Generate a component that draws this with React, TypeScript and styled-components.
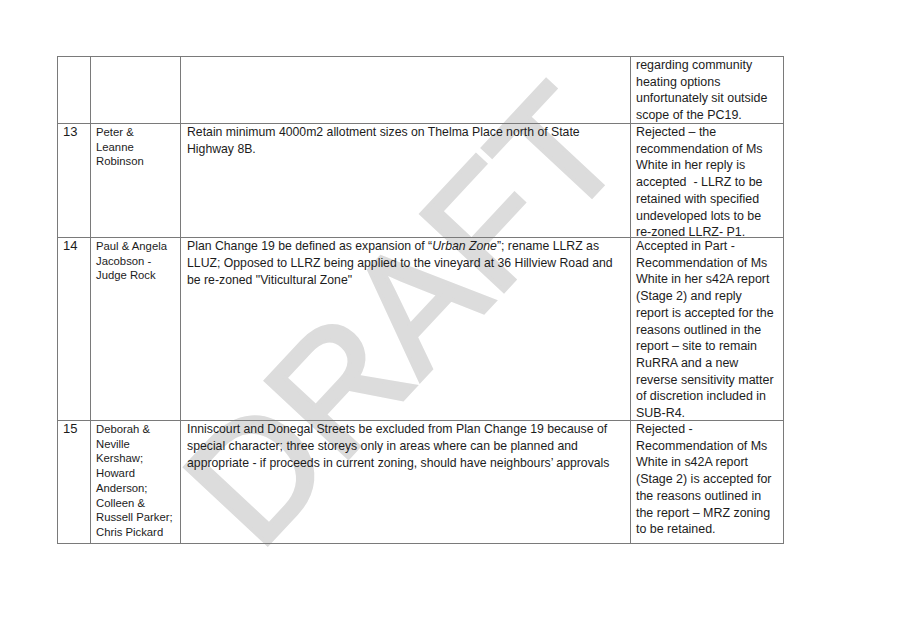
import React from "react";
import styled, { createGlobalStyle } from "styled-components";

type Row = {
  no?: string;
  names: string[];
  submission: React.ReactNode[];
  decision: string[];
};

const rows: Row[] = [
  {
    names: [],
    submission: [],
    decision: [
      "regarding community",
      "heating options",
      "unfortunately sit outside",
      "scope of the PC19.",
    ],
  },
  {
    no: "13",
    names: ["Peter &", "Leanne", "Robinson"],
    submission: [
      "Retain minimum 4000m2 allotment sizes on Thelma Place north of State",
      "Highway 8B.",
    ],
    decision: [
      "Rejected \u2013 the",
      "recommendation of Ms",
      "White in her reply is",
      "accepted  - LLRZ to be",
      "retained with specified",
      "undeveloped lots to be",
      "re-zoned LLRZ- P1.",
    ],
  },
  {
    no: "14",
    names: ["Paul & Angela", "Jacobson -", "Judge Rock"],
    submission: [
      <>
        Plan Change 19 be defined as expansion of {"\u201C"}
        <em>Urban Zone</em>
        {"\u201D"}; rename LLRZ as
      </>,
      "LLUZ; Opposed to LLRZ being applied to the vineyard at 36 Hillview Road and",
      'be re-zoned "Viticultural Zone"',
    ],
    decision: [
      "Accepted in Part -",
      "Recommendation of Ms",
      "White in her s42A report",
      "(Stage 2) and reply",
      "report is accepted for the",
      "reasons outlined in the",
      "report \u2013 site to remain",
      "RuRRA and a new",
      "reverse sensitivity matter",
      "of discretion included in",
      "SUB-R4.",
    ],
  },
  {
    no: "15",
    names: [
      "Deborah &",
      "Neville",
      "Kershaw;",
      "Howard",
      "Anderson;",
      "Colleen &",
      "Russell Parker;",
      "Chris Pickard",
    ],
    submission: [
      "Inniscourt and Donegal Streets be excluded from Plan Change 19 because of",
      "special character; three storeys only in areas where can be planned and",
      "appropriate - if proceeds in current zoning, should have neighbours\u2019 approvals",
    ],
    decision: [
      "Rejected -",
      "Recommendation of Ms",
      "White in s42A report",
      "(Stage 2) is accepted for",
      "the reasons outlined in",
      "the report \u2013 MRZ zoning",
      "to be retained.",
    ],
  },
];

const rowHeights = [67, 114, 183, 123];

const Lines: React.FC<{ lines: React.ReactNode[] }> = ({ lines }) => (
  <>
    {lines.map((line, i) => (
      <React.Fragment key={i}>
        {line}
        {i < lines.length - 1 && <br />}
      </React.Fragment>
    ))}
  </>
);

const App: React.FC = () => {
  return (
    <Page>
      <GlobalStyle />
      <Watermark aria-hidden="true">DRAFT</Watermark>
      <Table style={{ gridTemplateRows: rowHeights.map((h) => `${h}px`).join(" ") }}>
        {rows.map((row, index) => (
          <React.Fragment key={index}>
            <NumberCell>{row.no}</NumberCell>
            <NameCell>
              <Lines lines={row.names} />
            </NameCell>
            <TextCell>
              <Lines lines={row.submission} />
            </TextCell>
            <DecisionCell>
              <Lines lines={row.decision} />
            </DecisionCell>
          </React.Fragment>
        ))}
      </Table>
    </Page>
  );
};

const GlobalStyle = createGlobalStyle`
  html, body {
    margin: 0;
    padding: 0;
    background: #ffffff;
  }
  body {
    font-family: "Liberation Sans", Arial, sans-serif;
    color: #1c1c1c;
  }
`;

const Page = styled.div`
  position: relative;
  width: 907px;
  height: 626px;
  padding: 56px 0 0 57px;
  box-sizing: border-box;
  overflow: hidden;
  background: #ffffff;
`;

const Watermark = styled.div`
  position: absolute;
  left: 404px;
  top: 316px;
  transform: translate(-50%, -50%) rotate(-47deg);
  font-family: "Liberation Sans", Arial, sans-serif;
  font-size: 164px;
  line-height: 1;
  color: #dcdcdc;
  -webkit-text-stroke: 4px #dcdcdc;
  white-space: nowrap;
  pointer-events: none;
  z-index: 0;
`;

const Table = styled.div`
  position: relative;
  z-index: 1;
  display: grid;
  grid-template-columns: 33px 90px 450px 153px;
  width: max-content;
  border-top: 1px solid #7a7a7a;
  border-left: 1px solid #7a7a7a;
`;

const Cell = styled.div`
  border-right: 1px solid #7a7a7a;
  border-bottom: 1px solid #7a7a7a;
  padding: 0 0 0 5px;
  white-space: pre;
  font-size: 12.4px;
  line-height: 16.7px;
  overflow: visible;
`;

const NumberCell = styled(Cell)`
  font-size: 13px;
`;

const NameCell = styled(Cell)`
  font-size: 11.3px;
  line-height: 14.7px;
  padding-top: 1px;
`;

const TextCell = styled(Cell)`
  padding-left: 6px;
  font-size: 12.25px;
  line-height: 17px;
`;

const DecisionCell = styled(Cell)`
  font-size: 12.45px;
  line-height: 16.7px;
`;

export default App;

- **Exercise description**: Reproduce every line exactly and omit all pictures.

- **The response**:
Generate a component that draws this with React, TypeScript and styled-components.
import React from "react";
import styled, { createGlobalStyle } from "styled-components";

type Row = {
  no?: string;
  names: string[];
  submission: React.ReactNode[];
  decision: string[];
};

const rows: Row[] = [
  {
    names: [],
    submission: [],
    decision: [
      "regarding community",
      "heating options",
      "unfortunately sit outside",
      "scope of the PC19.",
    ],
  },
  {
    no: "13",
    names: ["Peter &", "Leanne", "Robinson"],
    submission: [
      "Retain minimum 4000m2 allotment sizes on Thelma Place north of State",
      "Highway 8B.",
    ],
    decision: [
      "Rejected \u2013 the",
      "recommendation of Ms",
      "White in her reply is",
      "accepted  - LLRZ to be",
      "retained with specified",
      "undeveloped lots to be",
      "re-zoned LLRZ- P1.",
    ],
  },
  {
    no: "14",
    names: ["Paul & Angela", "Jacobson -", "Judge Rock"],
    submission: [
      <>
        Plan Change 19 be defined as expansion of {"\u201C"}
        <em>Urban Zone</em>
        {"\u201D"}; rename LLRZ as
      </>,
      "LLUZ; Opposed to LLRZ being applied to the vineyard at 36 Hillview Road and",
      'be re-zoned "Viticultural Zone"',
    ],
    decision: [
      "Accepted in Part -",
      "Recommendation of Ms",
      "White in her s42A report",
      "(Stage 2) and reply",
      "report is accepted for the",
      "reasons outlined in the",
      "report \u2013 site to remain",
      "RuRRA and a new",
      "reverse sensitivity matter",
      "of discretion included in",
      "SUB-R4.",
    ],
  },
  {
    no: "15",
    names: [
      "Deborah &",
      "Neville",
      "Kershaw;",
      "Howard",
      "Anderson;",
      "Colleen &",
      "Russell Parker;",
      "Chris Pickard",
    ],
    submission: [
      "Inniscourt and Donegal Streets be excluded from Plan Change 19 because of",
      "special character; three storeys only in areas where can be planned and",
      "appropriate - if proceeds in current zoning, should have neighbours\u2019 approvals",
    ],
    decision: [
      "Rejected -",
      "Recommendation of Ms",
      "White in s42A report",
      "(Stage 2) is accepted for",
      "the reasons outlined in",
      "the report \u2013 MRZ zoning",
      "to be retained.",
    ],
  },
];

const rowHeights = [67, 114, 183, 123];

const Lines: React.FC<{ lines: React.ReactNode[] }> = ({ lines }) => (
  <>
    {lines.map((line, i) => (
      <React.Fragment key={i}>
        {line}
        {i < lines.length - 1 && <br />}
      </React.Fragment>
    ))}
  </>
);

const App: React.FC = () => {
  return (
    <Page>
      <GlobalStyle />
      <Watermark aria-hidden="true">DRAFT</Watermark>
      <Table style={{ gridTemplateRows: rowHeights.map((h) => `${h}px`).join(" ") }}>
        {rows.map((row, index) => (
          <React.Fragment key={index}>
            <NumberCell>{row.no}</NumberCell>
            <NameCell>
              <Lines lines={row.names} />
            </NameCell>
            <TextCell>
              <Lines lines={row.submission} />
            </TextCell>
            <DecisionCell>
              <Lines lines={row.decision} />
            </DecisionCell>
          </React.Fragment>
        ))}
      </Table>
    </Page>
  );
};

const GlobalStyle = createGlobalStyle`
  html, body {
    margin: 0;
    padding: 0;
    background: #ffffff;
  }
  body {
    font-family: "Liberation Sans", Arial, sans-serif;
    color: #1c1c1c;
  }
`;

const Page = styled.div`
  position: relative;
  width: 907px;
  height: 626px;
  padding: 56px 0 0 57px;
  box-sizing: border-box;
  overflow: hidden;
  background: #ffffff;
`;

const Watermark = styled.div`
  position: absolute;
  left: 404px;
  top: 316px;
  transform: translate(-50%, -50%) rotate(-47deg);
  font-family: "Liberation Sans", Arial, sans-serif;
  font-size: 164px;
  line-height: 1;
  color: #dcdcdc;
  -webkit-text-stroke: 4px #dcdcdc;
  white-space: nowrap;
  pointer-events: none;
  z-index: 0;
`;

const Table = styled.div`
  position: relative;
  z-index: 1;
  display: grid;
  grid-template-columns: 33px 90px 450px 153px;
  width: max-content;
  border-top: 1px solid #7a7a7a;
  border-left: 1px solid #7a7a7a;
`;

const Cell = styled.div`
  border-right: 1px solid #7a7a7a;
  border-bottom: 1px solid #7a7a7a;
  padding: 0 0 0 5px;
  white-space: pre;
  font-size: 12.4px;
  line-height: 16.7px;
  overflow: visible;
`;

const NumberCell = styled(Cell)`
  font-size: 13px;
`;

const NameCell = styled(Cell)`
  font-size: 11.3px;
  line-height: 14.7px;
  padding-top: 1px;
`;

const TextCell = styled(Cell)`
  padding-left: 6px;
  font-size: 12.25px;
  line-height: 17px;
`;

const DecisionCell = styled(Cell)`
  font-size: 12.45px;
  line-height: 16.7px;
`;

export default App;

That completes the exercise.